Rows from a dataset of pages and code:
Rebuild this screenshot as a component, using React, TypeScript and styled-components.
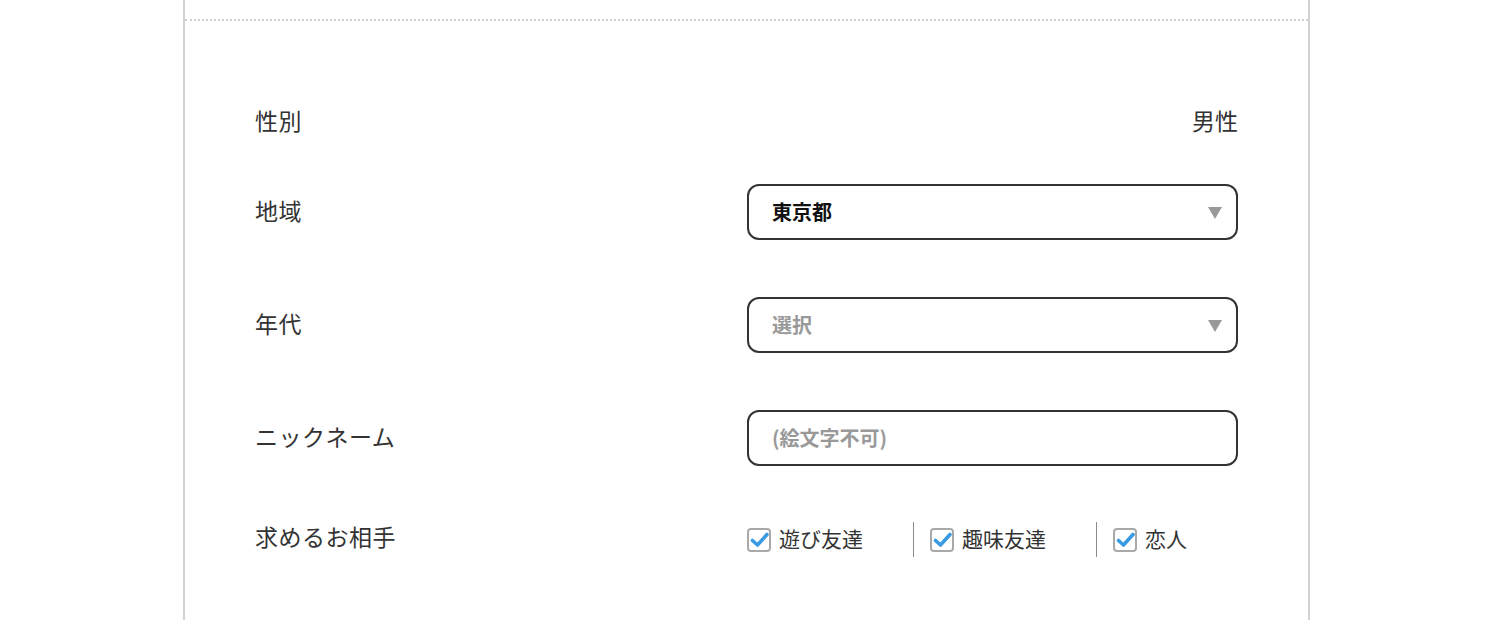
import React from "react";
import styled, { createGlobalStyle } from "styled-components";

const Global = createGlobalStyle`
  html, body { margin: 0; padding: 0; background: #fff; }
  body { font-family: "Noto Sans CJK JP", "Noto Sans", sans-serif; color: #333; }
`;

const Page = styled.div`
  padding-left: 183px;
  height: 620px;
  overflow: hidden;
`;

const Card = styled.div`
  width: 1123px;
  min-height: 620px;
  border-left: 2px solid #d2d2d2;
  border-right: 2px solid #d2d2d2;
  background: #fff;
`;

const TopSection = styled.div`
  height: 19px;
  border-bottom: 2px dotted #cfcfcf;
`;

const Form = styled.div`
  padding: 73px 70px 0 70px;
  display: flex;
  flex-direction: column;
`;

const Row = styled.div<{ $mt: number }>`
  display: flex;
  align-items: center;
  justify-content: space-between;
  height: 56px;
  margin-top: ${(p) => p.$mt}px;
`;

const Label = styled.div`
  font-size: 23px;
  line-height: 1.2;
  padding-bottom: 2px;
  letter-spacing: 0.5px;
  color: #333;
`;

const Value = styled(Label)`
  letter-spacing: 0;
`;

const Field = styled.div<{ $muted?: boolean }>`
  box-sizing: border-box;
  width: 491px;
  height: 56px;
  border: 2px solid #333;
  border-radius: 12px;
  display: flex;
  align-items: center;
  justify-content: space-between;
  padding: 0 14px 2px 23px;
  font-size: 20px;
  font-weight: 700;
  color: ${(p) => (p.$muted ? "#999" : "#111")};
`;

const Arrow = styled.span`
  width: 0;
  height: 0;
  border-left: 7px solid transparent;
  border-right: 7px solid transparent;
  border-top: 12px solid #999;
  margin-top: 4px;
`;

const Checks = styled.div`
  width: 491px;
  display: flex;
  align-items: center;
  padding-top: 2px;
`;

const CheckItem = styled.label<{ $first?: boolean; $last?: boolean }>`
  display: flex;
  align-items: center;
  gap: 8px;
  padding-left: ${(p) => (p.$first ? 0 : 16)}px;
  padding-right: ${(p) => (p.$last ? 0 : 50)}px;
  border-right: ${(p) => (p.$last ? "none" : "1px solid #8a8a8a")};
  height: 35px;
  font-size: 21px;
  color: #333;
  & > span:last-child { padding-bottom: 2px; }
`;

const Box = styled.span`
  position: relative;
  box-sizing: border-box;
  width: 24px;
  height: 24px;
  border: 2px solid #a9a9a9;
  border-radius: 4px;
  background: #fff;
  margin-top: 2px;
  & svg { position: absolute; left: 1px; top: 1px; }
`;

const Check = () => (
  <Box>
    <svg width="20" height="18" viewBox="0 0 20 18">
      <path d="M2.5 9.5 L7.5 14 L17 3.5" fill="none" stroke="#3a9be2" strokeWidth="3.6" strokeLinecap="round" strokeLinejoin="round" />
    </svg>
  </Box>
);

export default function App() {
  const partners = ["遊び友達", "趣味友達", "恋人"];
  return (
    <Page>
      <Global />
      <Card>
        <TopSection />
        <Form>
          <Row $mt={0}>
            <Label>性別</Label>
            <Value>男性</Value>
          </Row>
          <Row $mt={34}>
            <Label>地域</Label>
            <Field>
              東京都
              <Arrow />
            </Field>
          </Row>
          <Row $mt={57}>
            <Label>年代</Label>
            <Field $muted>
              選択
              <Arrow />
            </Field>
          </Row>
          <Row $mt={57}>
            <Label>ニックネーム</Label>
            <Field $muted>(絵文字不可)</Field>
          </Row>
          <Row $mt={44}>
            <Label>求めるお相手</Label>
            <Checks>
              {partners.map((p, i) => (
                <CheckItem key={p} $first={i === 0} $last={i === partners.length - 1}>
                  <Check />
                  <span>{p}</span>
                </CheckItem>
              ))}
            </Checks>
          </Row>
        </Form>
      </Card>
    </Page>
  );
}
==
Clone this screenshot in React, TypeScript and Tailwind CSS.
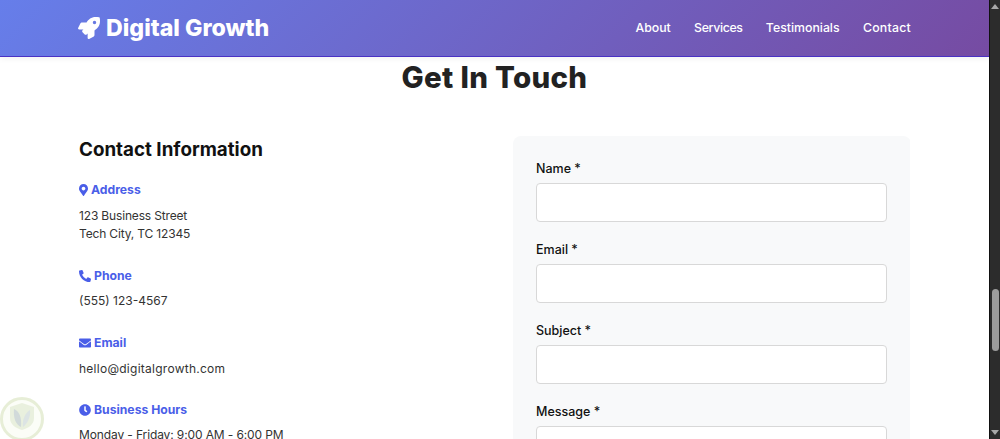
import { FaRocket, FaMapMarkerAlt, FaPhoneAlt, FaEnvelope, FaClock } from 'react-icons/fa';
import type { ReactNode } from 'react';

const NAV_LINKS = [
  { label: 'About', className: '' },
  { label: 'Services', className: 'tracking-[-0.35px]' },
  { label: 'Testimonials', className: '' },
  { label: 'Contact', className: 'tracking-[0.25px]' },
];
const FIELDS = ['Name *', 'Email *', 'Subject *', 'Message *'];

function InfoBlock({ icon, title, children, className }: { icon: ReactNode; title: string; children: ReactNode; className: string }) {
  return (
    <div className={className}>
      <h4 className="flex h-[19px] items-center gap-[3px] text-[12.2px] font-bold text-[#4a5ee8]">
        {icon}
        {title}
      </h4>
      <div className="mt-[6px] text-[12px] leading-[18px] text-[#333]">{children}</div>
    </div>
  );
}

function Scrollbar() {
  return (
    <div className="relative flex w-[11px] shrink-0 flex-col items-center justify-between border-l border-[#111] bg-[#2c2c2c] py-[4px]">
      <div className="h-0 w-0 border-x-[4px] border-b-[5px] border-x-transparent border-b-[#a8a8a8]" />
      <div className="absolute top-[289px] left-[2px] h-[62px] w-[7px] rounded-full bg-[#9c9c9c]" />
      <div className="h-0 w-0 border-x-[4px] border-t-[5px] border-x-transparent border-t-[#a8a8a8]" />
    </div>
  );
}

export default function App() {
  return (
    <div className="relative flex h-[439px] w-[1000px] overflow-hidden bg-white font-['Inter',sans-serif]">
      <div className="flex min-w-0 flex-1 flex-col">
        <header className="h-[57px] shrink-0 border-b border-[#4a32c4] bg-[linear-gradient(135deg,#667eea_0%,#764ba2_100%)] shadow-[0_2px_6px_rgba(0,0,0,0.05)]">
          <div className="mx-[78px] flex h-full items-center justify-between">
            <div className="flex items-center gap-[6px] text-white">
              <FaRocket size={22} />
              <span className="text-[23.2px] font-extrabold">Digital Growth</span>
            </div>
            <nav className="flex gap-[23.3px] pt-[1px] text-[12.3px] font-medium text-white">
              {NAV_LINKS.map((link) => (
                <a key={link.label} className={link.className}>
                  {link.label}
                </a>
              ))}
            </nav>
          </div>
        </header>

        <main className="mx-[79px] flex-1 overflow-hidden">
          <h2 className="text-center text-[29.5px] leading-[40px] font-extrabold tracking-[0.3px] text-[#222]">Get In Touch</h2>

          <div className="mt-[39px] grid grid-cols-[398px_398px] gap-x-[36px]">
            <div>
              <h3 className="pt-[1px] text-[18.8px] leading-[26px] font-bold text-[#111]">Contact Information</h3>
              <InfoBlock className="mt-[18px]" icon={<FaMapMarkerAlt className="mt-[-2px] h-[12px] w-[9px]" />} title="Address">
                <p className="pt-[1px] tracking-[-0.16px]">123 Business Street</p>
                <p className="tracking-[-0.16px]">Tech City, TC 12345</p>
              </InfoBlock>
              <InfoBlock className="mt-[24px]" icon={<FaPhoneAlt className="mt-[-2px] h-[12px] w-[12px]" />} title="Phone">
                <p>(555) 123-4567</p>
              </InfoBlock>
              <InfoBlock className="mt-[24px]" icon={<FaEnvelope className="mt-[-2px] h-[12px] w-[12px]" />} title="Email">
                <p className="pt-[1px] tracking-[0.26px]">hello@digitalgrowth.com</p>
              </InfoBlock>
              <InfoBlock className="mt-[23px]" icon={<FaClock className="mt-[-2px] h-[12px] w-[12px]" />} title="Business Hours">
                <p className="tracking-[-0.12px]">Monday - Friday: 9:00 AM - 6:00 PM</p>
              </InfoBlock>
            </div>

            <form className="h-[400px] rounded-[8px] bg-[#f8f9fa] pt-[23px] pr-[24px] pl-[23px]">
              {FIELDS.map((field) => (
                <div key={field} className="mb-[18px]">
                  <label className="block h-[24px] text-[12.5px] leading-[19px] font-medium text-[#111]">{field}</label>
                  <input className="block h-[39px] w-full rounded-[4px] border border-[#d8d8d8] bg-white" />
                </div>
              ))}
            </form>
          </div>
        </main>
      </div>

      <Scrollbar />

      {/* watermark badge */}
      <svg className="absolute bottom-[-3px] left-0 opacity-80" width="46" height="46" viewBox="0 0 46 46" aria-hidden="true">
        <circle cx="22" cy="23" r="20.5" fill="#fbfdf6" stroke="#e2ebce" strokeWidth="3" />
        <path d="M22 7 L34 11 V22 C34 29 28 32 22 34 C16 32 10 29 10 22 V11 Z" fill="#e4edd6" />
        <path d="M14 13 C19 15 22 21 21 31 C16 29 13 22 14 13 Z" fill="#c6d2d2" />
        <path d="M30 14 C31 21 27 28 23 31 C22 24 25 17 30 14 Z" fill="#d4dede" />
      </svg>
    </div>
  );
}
---
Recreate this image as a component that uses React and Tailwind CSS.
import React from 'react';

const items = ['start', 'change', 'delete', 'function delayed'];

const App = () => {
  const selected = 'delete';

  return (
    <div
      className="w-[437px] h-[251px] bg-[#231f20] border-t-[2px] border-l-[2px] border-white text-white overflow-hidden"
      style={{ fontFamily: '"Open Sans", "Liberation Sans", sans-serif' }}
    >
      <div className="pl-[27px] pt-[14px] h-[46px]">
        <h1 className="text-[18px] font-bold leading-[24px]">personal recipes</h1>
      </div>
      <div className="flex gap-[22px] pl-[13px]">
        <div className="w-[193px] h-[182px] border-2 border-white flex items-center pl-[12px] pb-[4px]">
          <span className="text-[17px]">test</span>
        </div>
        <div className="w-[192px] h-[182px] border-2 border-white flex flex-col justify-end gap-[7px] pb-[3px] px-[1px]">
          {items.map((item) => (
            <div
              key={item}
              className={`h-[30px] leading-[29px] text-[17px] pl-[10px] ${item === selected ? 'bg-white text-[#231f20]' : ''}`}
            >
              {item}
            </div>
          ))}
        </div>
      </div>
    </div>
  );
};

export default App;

- [Exercise brief]:
Above are the entries. Output exactly the lines beginning with the line that has "Recreate this image" and ending with the line that has "export default App;".

- [Task solution]:
Recreate this image as a component that uses React and Tailwind CSS.
import React from 'react';

const items = ['start', 'change', 'delete', 'function delayed'];

const App = () => {
  const selected = 'delete';

  return (
    <div
      className="w-[437px] h-[251px] bg-[#231f20] border-t-[2px] border-l-[2px] border-white text-white overflow-hidden"
      style={{ fontFamily: '"Open Sans", "Liberation Sans", sans-serif' }}
    >
      <div className="pl-[27px] pt-[14px] h-[46px]">
        <h1 className="text-[18px] font-bold leading-[24px]">personal recipes</h1>
      </div>
      <div className="flex gap-[22px] pl-[13px]">
        <div className="w-[193px] h-[182px] border-2 border-white flex items-center pl-[12px] pb-[4px]">
          <span className="text-[17px]">test</span>
        </div>
        <div className="w-[192px] h-[182px] border-2 border-white flex flex-col justify-end gap-[7px] pb-[3px] px-[1px]">
          {items.map((item) => (
            <div
              key={item}
              className={`h-[30px] leading-[29px] text-[17px] pl-[10px] ${item === selected ? 'bg-white text-[#231f20]' : ''}`}
            >
              {item}
            </div>
          ))}
        </div>
      </div>
    </div>
  );
};

export default App;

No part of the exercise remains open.